Erlin Kagge: A experiência do silêncio
CRÓNICA
|agostinho sousa
Tenho andado a ponderar qual a melhor abordagem para a crónica sobre este livro que se lê num par (absorvente) de horas mas deixa a leitura a pairar (no pensamento). Da sua conclusão ficaram inúmeros lapisados das passagens mais marcantes. Muitas poderiam figurar como introdução ou breve nota que anteceda qualquer outro texto. A fartura e a qualidade desse material, que vai muito além da temática do «silêncio», permitiriam entrecruzar essas passagens para a abordagem que andava a ponderar. Mas, por um mero e real acaso, não foi essa a opção.

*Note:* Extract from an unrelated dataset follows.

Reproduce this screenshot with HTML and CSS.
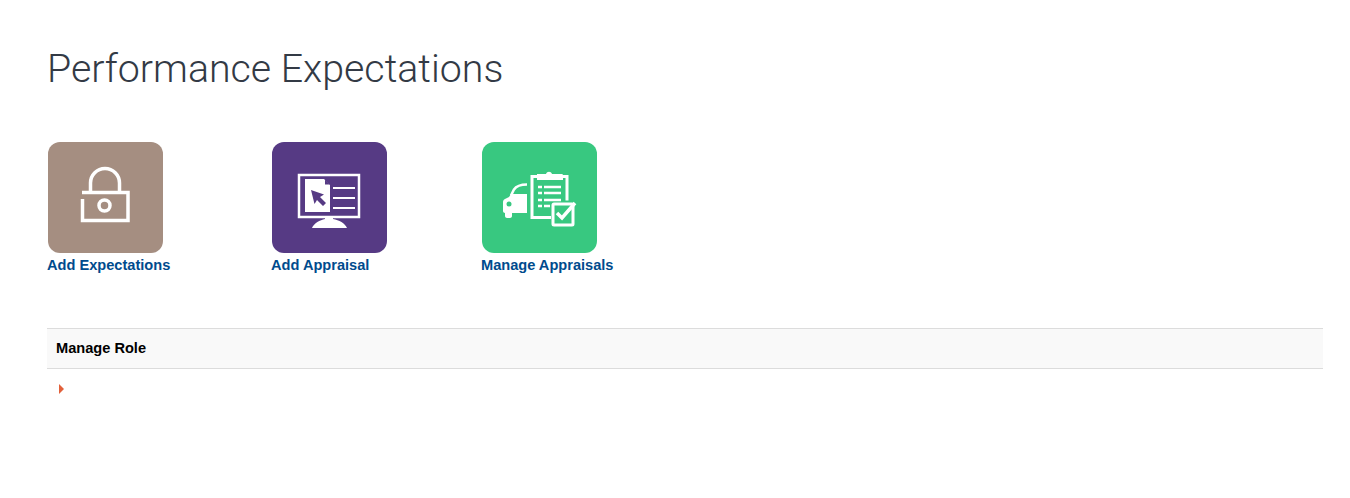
FILE: index.html
```html
<!DOCTYPE html>
<html lang="en">
<head>
  <meta charset="UTF-8" />
  <title>Performance Expectations</title>
  <link rel="stylesheet" href="styles.css">
</head>
<body>
  <h1>Performance Expectations</h1>

  <div class="tiles">
    <a class="tile" href="#">
      <span class="tile-icon lock">
        <svg viewBox="0 0 115 111" width="115" height="111" fill="none" stroke="#fff" stroke-width="3.500">
          <path d="M34 50.500h46v28H34.500V57"/>
          <path d="M42.500 50V41a14.500 14.500 0 0 1 29 0v9"/>
          <circle cx="56.500" cy="63.500" r="5.500"/>
        </svg>
      </span>
      <span class="tile-label">Add Expectations</span>
    </a>
    <a class="tile" href="#">
      <span class="tile-icon monitor">
        <svg viewBox="0 0 115 111" width="115" height="111" fill="none" stroke="#fff">
          <rect x="27" y="33" width="60" height="42" stroke-width="2.500"/>
          <path d="M33 37h19l6 6v27H33z" fill="#fff" stroke="none"/>
          <path d="M53 37.500v5h5z" fill="#563a84" stroke="none"/>
          <path d="M39 48l13 4.500-4 2.500 6 6-3 3-6-6-2.500 4z" fill="#563a84" stroke="none"/>
          <path d="M61 46h22M61 56h22M61 66h22" stroke-width="2"/>
          <path d="M53 75h8v2c6 1 12 4 14 9H40c2-5 8-8 13-9z" fill="#fff" stroke="none"/>
        </svg>
      </span>
      <span class="tile-label">Add Appraisal</span>
    </a>
    <a class="tile" href="#">
      <span class="tile-icon clipboard">
        <svg viewBox="0 0 115 111" width="115" height="111" fill="none" stroke="#fff">
          <path d="M45 42.500c-7 0-11 2-13 5l-3 6" stroke-width="2.500"/>
          <path d="M45 52H29l-2 3-4 2c-2 1-2 2-2 4v8c0 1 1 2 2 2v3c0 1 1 2 2 2h3c1 0 2-1 2-2v-3h15z" fill="#fff" stroke="none"/>
          <circle cx="27" cy="62" r="2.500" fill="#38c880" stroke="none"/>
          <path d="M55 34.500h-5v41h19M81 34.500h4v24" stroke-width="3"/>
          <path d="M55 32h9c1-3 5-3 6 0h10c1 0 1 1 1 2v4H55z" fill="#fff" stroke="none"/>
          <path d="M56 45h4M62 45h17M56 51h4M62 51h17M56 58h4M62 58h17M56 64h4M62 64h6" stroke-width="2.500"/>
          <rect x="71" y="62" width="20" height="21" rx="1" stroke-width="3" fill="#38c880"/>
          <path d="M75 71l5 5 13-15" stroke-width="3.500"/>
        </svg>
      </span>
      <span class="tile-label">Manage Appraisals</span>
    </a>
  </div>

  <section class="panel">
    <div class="panel-head">Manage Role</div>
    <div class="panel-body"><span class="caret"></span></div>
  </section>
</body>
</html>
```

FILE: styles.css
```css
body {
  margin: 0;
  padding: 0 27px 0 47px;
  background: #fff;
  font-family: "Liberation Sans", Arial, sans-serif;
}

h1 {
  margin: 0;
  padding-top: 46px;
  height: 142px;
  box-sizing: border-box;
  font-family: Roboto, sans-serif;
  font-weight: 300;
  font-size: 39.300px;
  line-height: 46px;
  color: #333a45;
}

.tiles {
  display: grid;
  grid-template-columns: 224px 210px auto;
  height: 186px;
}

.tile {
  display: flex;
  flex-direction: column;
  align-items: flex-start;
  text-decoration: none;
}

.tile-icon {
  display: block;
  width: 115px;
  height: 111px;
  margin-left: 1px;
  border-radius: 12px;
}

.tile-icon svg {
  display: block;
}

.lock { background: #a58e81; }
.monitor { background: #563a84; }
.clipboard { background: #38c880; }

.tile-label {
  margin-top: 4px;
  font-size: 14.600px;
  line-height: 16px;
  font-weight: bold;
  color: #004b8d;
}

.panel-head {
  height: 39px;
  padding-left: 9px;
  background: #f9f9f9;
  border-top: 1px solid #dcdcdc;
  border-bottom: 1px solid #dcdcdc;
  font-size: 14.600px;
  font-weight: bold;
  line-height: 39px;
  color: #000;
}

.panel-body {
  display: flex;
  padding: 15px 0 0 12px;
}

.caret {
  width: 0;
  height: 0;
  border-left: 5px solid #e2603a;
  border-top: 5px solid transparent;
  border-bottom: 5px solid transparent;
}
```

Hoje, num passeio matinal junto ao areal, enquanto a cidade ia abrindo os olhos e eu escutava o som do mar, matutava sobre o valor do «silêncio» e a sua importância nesta «era do ruído», como sugere o título. Matutava nessa feliz oferenda de um amigo, recebida no natal e verificava que, curiosamente, já tinham passado três meses sem nada ter escrito sobre essa leitura. Matutava nas diferenças entre esse mundo do fim de 2021 e o que vivemos hoje. Matutava sobre a sua leitura imediata, mal o recebi, após ter verificado na contracapa que o autor, um ilustre norueguês meu desconhecido, “foi a primeira pessoa a alcançar os «três polos»: Norte, Sul e o pico do Evereste. Passou por experiências inesquecíveis e de grande risco, enfrentando a solidão física e experimentando o isolamento real nessas paragens remotas e belíssimas (em 1993, passou 50 dias a caminhar sozinho, na Antártida).” E que termina com uma frase desse caminhante incansável que diz muito da abordagem do livro: “Não se trata de virar as costas ao que nos rodeia, mas de ver o mundo mais claramente.”

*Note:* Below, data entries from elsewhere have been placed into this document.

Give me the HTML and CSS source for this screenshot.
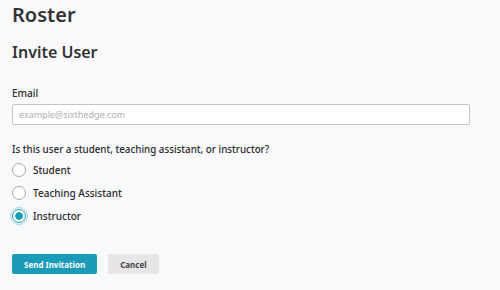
FILE: index.html
```html
<!DOCTYPE html>
<html lang="en">
<head>
    <meta charset="UTF-8">
    <title>Roster</title>
    <link rel="stylesheet" href="styles.css">
</head>
<body>

    <div class="page">
        <h1>Roster</h1>
        <h2>Invite User</h2>

        <form class="invite">
            <label class="field-label" for="email">Email</label>
            <input type="text" id="email" class="text-input" placeholder="example@sixthedge.com">

            <p class="question">Is this user a student, teaching assistant, or instructor?</p>

            <div class="options">
                <label class="option">
                    <span class="radio"></span>
                    <span>Student</span>
                </label>
                <label class="option">
                    <span class="radio"></span>
                    <span>Teaching Assistant</span>
                </label>
                <label class="option">
                    <span class="radio checked focused"></span>
                    <span>Instructor</span>
                </label>
            </div>

            <div class="actions">
                <button type="button" class="btn primary">Send Invitation</button>
                <button type="button" class="btn secondary">Cancel</button>
            </div>
        </form>
    </div>

</body>
</html>
```

FILE: styles.css
```css
* {
    margin: 0;
    padding: 0;
    box-sizing: border-box;
    font-family: "Noto Sans", "Open Sans", sans-serif;
}

body {
    background: #f9f9fc;
    color: #2b2b2b;
}

.page {
    padding: 0 12px;
    width: 470px;
}

h1 {
    font-size: 20px;
    font-weight: 600;
    line-height: 30px;
    color: #333;
}

h2 {
    font-size: 16px;
    font-weight: 600;
    line-height: 24px;
    margin-top: 10px;
    color: #333;
}

.invite {
    margin-top: 22px;
}

.field-label {
    display: block;
    font-size: 10px;
    font-weight: 500;
    line-height: 14px;
}

.text-input {
    display: block;
    width: 458px;
    height: 21px;
    margin-top: 4px;
    padding: 0 6px;
    border: 1px solid #c4c4c8;
    border-radius: 2px;
    background: #fff;
    font-size: 9px;
    color: #333;
    outline: none;
}

.text-input::placeholder {
    color: #b0b0b4;
}

.question {
    font-size: 9.8px;
    font-weight: 500;
    line-height: 14px;
    margin-top: 18px;
}

.options {
    display: flex;
    flex-direction: column;
    gap: 9px;
    margin-top: 6px;
}

.option {
    display: flex;
    align-items: center;
    gap: 7px;
    font-size: 10px;
    font-weight: 500;
    line-height: 14px;
}

.radio {
    width: 14px;
    height: 14px;
    border: 1px solid #a9a9ad;
    border-radius: 50%;
    background: #fff;
}

.radio.checked {
    border: 1px solid #1a9bb8;
    background: radial-gradient(circle, #1a9bb8 0 3.5px, #fff 4px);
}

.radio.focused {
    outline: 1.5px solid #a9d8e6;
    outline-offset: 1px;
}

.actions {
    display: flex;
    gap: 11px;
    margin-top: 31px;
}

.btn {
    height: 20px;
    padding: 0 12px;
    border: none;
    border-radius: 2px;
    font-size: 8px;
    font-weight: 700;
    cursor: pointer;
}

.primary {
    background: #1a9bb8;
    color: #fff;
}

.secondary {
    background: #e6e6e8;
    color: #444;
}
```
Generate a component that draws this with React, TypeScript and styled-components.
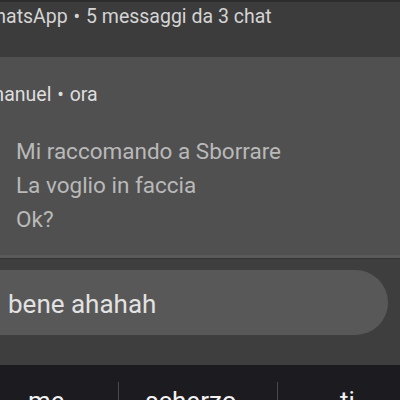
import React from "react";
import styled, { createGlobalStyle } from "styled-components";

const Global = createGlobalStyle`
  html, body { margin: 0; padding: 0; background: #1c1b20; }
  body { font-family: Roboto, "Noto Sans", sans-serif; }
`;

const Screen = styled.div`
  width: 400px;
  height: 400px;
  overflow: hidden;
  display: flex;
  flex-direction: column;
  font-family: Roboto, "Noto Sans", sans-serif;
`;

const TopBar = styled.div`
  height: 57px;
  box-sizing: border-box;
  flex: none;
  background: #3c3c3c;
  border-top: 2px solid #2c2c2c;
  padding-top: 3px;
  overflow: hidden;
  white-space: nowrap;
`;

const HeaderText = styled.div<{ $shift: number }>`
  margin-left: ${(p) => p.$shift}px;
  font-size: 19.5px;
  line-height: 24px;
  color: #d4d4d4;
`;

const Bullet = styled.span`
  margin: 0 1px;
`;

const Card = styled.div`
  height: 201px;
  box-sizing: border-box;
  flex: none;
  background: #505050;
  border-bottom: 3px solid #5a5a5a;
  overflow: hidden;
  white-space: nowrap;
`;

const Sender = styled(HeaderText)`
  margin-top: 26px;
  color: #dedede;
`;

const Messages = styled.div`
  margin-top: 27px;
  padding-left: 16px;
  display: flex;
  flex-direction: column;
`;

const Line = styled.div`
  font-size: 22.5px;
  line-height: 34px;
  color: #b9b9b9;
`;

const ReplyArea = styled.div`
  flex: none;
  height: 107px;
  box-sizing: border-box;
  background: #3e3e3e;
  border-top: 1px solid #343434;
  padding-top: 11px;
`;

const Pill = styled.div`
  margin-left: -40px;
  width: 428px;
  height: 65px;
  border-radius: 33px;
  background: #585858;
  display: flex;
  align-items: center;
  padding-left: 48px;
  box-sizing: border-box;
`;

const ReplyText = styled.span`
  font-size: 26px;
  color: #e2e2e2;
  padding-top: 2px;
`;

const Suggestions = styled.div`
  flex: 1;
  background: #1c1b20;
  display: grid;
  grid-template-columns: 119px 159px 122px;
  padding-top: 17px;
  box-sizing: border-box;
  overflow: hidden;
`;

const Suggestion = styled.div<{ $pad: number; $divider: boolean }>`
  padding-left: ${(p) => p.$pad}px;
  padding-top: 4px;
  font-size: 26px;
  color: #f2f2f2;
  white-space: nowrap;
  border-right: ${(p) => (p.$divider ? "1px solid #4a4a4e" : "none")};
`;

export default function App() {
  return (
    <>
      <Global />
      <Screen>
        <TopBar>
          <HeaderText $shift={-22}>
            WhatsApp <Bullet>•</Bullet> 5 messaggi da 3 chat
          </HeaderText>
        </TopBar>
        <Card>
          <Sender $shift={-24}>
            Emanuel <Bullet>•</Bullet> ora
          </Sender>
          <Messages>
            <Line>Mi raccomando a Sborrare</Line>
            <Line>La voglio in faccia</Line>
            <Line>Ok?</Line>
          </Messages>
        </Card>
        <ReplyArea>
          <Pill>
            <ReplyText>bene ahahah</ReplyText>
          </Pill>
        </ReplyArea>
        <Suggestions>
          <Suggestion $pad={28} $divider>me</Suggestion>
          <Suggestion $pad={26} $divider>scherzo</Suggestion>
          <Suggestion $pad={62} $divider={false}>ti</Suggestion>
        </Suggestions>
      </Screen>
    </>
  );
}
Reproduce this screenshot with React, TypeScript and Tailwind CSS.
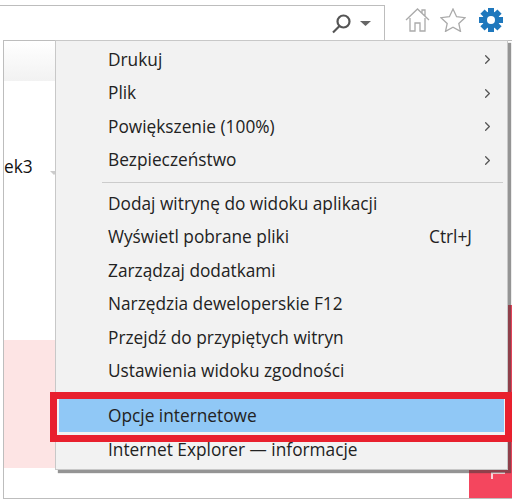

De volta ao meu trajeto matinal ao longo da esplanada, quase deserta, revejo um casal. Cruzamo-nos enquanto iam em silêncio. Ele vestido com um fato de treino azul e amarelo, e ela num traje idêntico mas branco. Ambos são altos, jovens e elegantes, de pele demasiado clara. Dela sobressaem uns olhos azuis penetrantes e um pescoço esguio. Faz-me lembrar os rostos pintados por Modigliani. Mais uns passos, faço inversão de marcha e ao aproximar-me das suas costas escuto um diálogo numa língua que julgo ser eslava: russa ou ucraniana?
O meu silêncio altera-se.
Ultrapasso-os, desvio o olhar e, ao fundo, há um grupo de jovens, quase adultos, equipados a rigor a caminho do mar. Levam cada um a sua prancha de surf.
O meu silêncio volta a alterar-se ao imaginá-los vestidos de camuflado e a segurarem cada um uma arma automática (entre escombros).
Faço uma pausa, penso na guerra na Ucrânia e pergunto-me, sem resposta, porque será que existem seres (tão des)humanos capazes de dilacerarem o silêncio a que cada um deveria ter direito.
Chego a casa, pego no livro e na primeira página em branco está manuscrita, a lápis, uma frase de “O Senhor de Herbais” de Maria Gabriela Llansol com que quebro o meu silêncio: “E assim acabou o dia serenamente, um daqueles muitos dias que trazem à memória qualquer lugar, e fazem perdurar o silêncio.”
«O silêncio na era do ruído» é um recomendável livro e dele uma certeza está garantida: será relido – várias vezes!
E será emprestado para outros contemplarem outros tantos «silêncios». (Espinho, 26/03/2022)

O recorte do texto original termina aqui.